At the same time, I think that sensible tax policies would tend to be many of the positions taken by Republicans (though I differ with them over the “tax cut” – I think it was a stupid piece of policy, not just because they took ten years to implement it. Mostly because rather than cut taxes that really impact the majority of people’s bottom lines – such as payroll taxes, or cutting tax situations that have significent negative impact on the investment climate – such as the double taxation of dividends, or the crazy loophole filled corporate tax policies – the tax cuts were very strange.) I’m also a strong opponent of estate taxes – why should the accomplishments of a lifetime be cut in half (or worse) when someone dies?
Further, I think that taxes such as the Alternative Minimum Tax are the real hidden flashpoints of tax policy – because they have not been adjusted for inflation, they will be imposed on a growing number of very typical average American families.
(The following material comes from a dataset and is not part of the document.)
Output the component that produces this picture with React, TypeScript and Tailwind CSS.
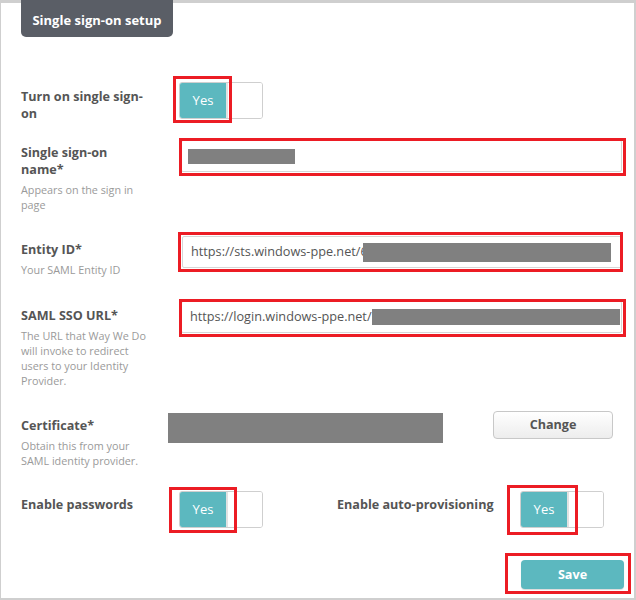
import { ReactNode } from 'react'

const RedBox = ({ className }: { className: string }) => (
  <span className={`pointer-events-none absolute border-[3px] border-[#ec1c24] ${className}`} />
)

const Toggle = () => (
  <div className="flex h-[37px] w-[84px] overflow-hidden rounded-[3px] border border-[#cfcfcf] bg-white">
    <div className="flex w-[46px] items-center justify-center bg-[#5cb8bf] pt-[1px] text-[13px] text-white">Yes</div>
    <div className="w-[2px] bg-[#e2e2e2]" />
    <div className="flex-1 bg-white" />
  </div>
)

const Label = ({ title, hint, pt }: { title: string; hint?: ReactNode; pt: string }) => (
  <div className={`w-[158px] shrink-0 ${pt}`}>
    <div className="max-w-[128px] text-[12.6px] leading-[17px] font-bold text-[#555]">{title}</div>
    {hint ? <div className="mt-[4px] max-w-[128px] text-[10.8px] leading-[15px] text-[#9a9a9a]">{hint}</div> : null}
  </div>
)

export default function App() {
  return (
    <div className="h-[600px] w-[636px] border-t-[3px] border-r-2 border-b-2 border-l border-[#cfcfcf] bg-white pr-[10px] pl-[20px] font-['Open_Sans',sans-serif]">
      <div className="-mt-[3px] flex h-[37px] w-[152px] items-center justify-center rounded-b-[5px] bg-[#5a5e66] pt-[4px] text-[13px] font-bold text-white">
        Single sign-on setup
      </div>

      {/* Turn on SSO */}
      <div className="mt-[45px] flex h-[58px]">
        <Label title="Turn on single sign-on" pt="pt-[6px]" />
        <div className="relative h-[37px]">
          <Toggle />
          <RedBox className="-top-[6px] -left-[6px] h-[47px] w-[59px]" />
        </div>
      </div>

      {/* Name */}
      <div className="flex h-[96px]">
        <Label title="Single sign-on name*" hint="Appears on the sign in page" pt="pt-[4px]" />
        <div className="relative ml-[2px] h-[32px] w-[441px] rounded-[2px] border border-[#d6d6d6] px-[6px] py-[8px]">
          <div className="h-[15px] w-[107px] bg-[#808080]" />
          <RedBox className="-top-[3px] -left-[3px] h-[38px] w-[447px]" />
        </div>
      </div>

      {/* Entity ID */}
      <div className="flex h-[65px]">
        <Label title="Entity ID*" hint="Your SAML Entity ID" pt="pt-[5px]" />
        <div className="relative ml-[3px] h-[32px] w-[440px]">
          <div className="flex h-full items-center overflow-hidden rounded-[2px] border border-[#d6d6d6] pl-[8px] text-[12.7px] text-[#555]">
            <span className="whitespace-nowrap">https://sts.windows-ppe.net/6</span>
            <span className="-ml-[5px] inline-block h-[19px] w-[248px] shrink-0 bg-[#808080]" />
          </div>
          <RedBox className="-top-[4px] -left-[4px] h-[40px] w-[445px]" />
        </div>
      </div>

      {/* SAML SSO URL */}
      <div className="flex h-[110px]">
        <Label
          title="SAML SSO URL*"
          hint="The URL that Way We Do will invoke to redirect users to your Identity Provider."
          pt="pt-[6px]"
        />
        <div className="relative ml-[2px] flex h-[32px] w-[441px] items-center rounded-[2px] border border-[#d6d6d6] pl-[8px] text-[12.7px] text-[#555]">
          <span className="whitespace-nowrap">https://login.windows-ppe.net/</span>
          <span className="inline-block h-[16px] w-[248px] shrink-0 bg-[#808080]" />
          <RedBox className="-top-[3px] -left-[3px] h-[38px] w-[447px]" />
        </div>
      </div>

      {/* Certificate */}
      <div className="flex h-[80px]">
        <Label title="Certificate*" hint="Obtain this from your SAML identity provider." pt="pt-[6px]" />
        <div className="-ml-[11px] mt-[2px] h-[30px] w-[275px] bg-[#808080]" />
        <button
          type="button"
          className="ml-[50px] h-[28px] w-[120px] rounded-[4px] border border-[#c8c8c8] bg-gradient-to-b from-white to-[#ededed] pt-[1px] text-[12.6px] font-bold text-[#555]"
        >
          Change
        </button>
      </div>

      {/* Enable toggles */}
      <div className="flex h-[69px]">
        <Label title="Enable passwords" pt="pt-[5px]" />
        <div className="relative h-[37px]">
          <Toggle />
          <RedBox className="-top-[4px] -left-[10px] h-[46px] w-[68px]" />
        </div>
        <div className="ml-[74px] w-[157px] shrink-0 pt-[5px] text-[12.6px] leading-[17px] font-bold whitespace-nowrap text-[#555]">
          Enable auto-provisioning
        </div>
        <div className="relative ml-[26px] h-[37px]">
          <Toggle />
          <RedBox className="-top-[6px] -left-[13px] h-[50px] w-[71px]" />
        </div>
      </div>

      {/* Save */}
      <div className="flex justify-end">
        <div className="relative">
          <button
            type="button"
            className="h-[29px] w-[103px] rounded-[4px] bg-[#5cb8bf] pt-[2px] text-[12.6px] font-bold text-white shadow-[0_1px_1px_rgba(0,0,0,0.15)]"
          >
            Save
          </button>
          <RedBox className="-top-[7px] -left-[16px] h-[41px] w-[126px]" />
        </div>
      </div>
    </div>
  )
}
This burden imposes little real benefit to the government, plenty of pain and costs to the economy, and leads to counterproductive incentives.
Further policies such as the current Medicare/Welfare ones which penalize people for trying to make money (very rapidly, well before earning a living wage, people start to lose benefits of far greater value than their earnings – such as health care or child care support!).
I am a business owner – so I might be expected to be a Republican.
I am a White, urban male – so again, I might be expected to be a Republican.
I live in Chicago – so perhaps I would be expected to be a Democrat.
I am neither – though at the moment, I plan on mostly voting for Democrats this
But you, the reader, get out there tomorrow and vote.